We understand that the NWU and the company have been having talks - we are praying that no more of these hard-working pensioners will die before an amicable agreement is reached.
With every event or meeting, we become more strongly motivated to protect the rights of our elderly, they who sacrificed their own comfort for that of succeeding generations. When we hear their stories, the initiatives they took, their innovations - we know that it is not a duty, but indeed a privilege to protect these, our thousands of unsung heroes.

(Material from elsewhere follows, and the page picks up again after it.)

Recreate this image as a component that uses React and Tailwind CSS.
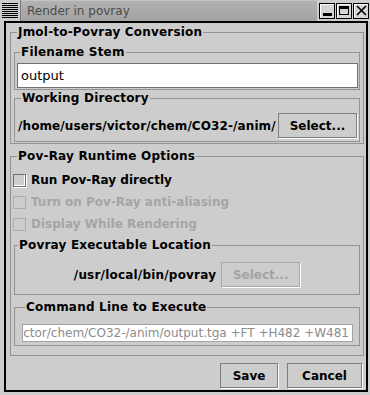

As we listen with interest to the arguments over plans for Jamaica 50, I am glad that CCRP launched our Living Legacy Programme last August and honoured 62 nation builders in February and earlier this month. Our diligent research has paid off: we now have a sound database which we have been sharing with the media, and we appreciate the resulting series of interviews being conducted by virtually all our media houses.
Even as we celebrate their legacy, let us remember that our seniors need our support to remain well and healthy, enjoying as our motto says, "Life to the fullest". Let every family and community know that by developing a culture of care and concern for our elderly, we will become the eventual beneficiaries. CCRP is now two years old and nearly 700 members strong.
Permit me to congratulate CCRP member Pamela Miller who has been installed as the new president of the Lion's Club of New Kingston, succeeding Winsome Thomas.
CG Christie's warning
You may not all love him, but you must admit that Contractor General Greg Christie has made Jamaica a more honest country. In a recent speech he warned against political tribalism: "Jamaicans must begin to resist ... 'tribal politics' ... which seems to require that everyone and everything should be first assessed through a perceived green or orange political prism, and then be treated accordingly, whether via facilitation or via isolation."
He continued: "Besides corruption, political tribalism is perhaps the next single largest impediment to the country's attainment of sustained economic growth and social development, and we should put an immediate end to it before it destroys and decimates all of us." Good politicians (this is not an oxymoron) can use this Golden Jubilee year to appeal to their cynical colleagues and work to stamp out tribalism. Please stand up for Jamaica!
Happy Independence Day, USA
On Wednesday the USA celebrates its 236th Anniversary of Independence and remains a strong partner for Jamaica. Through USAID and educational funding, the United States has helped us to establish sustainable projects, shared their rich culture and celebrated ours. Best wishes to our generous American sisters and brothers.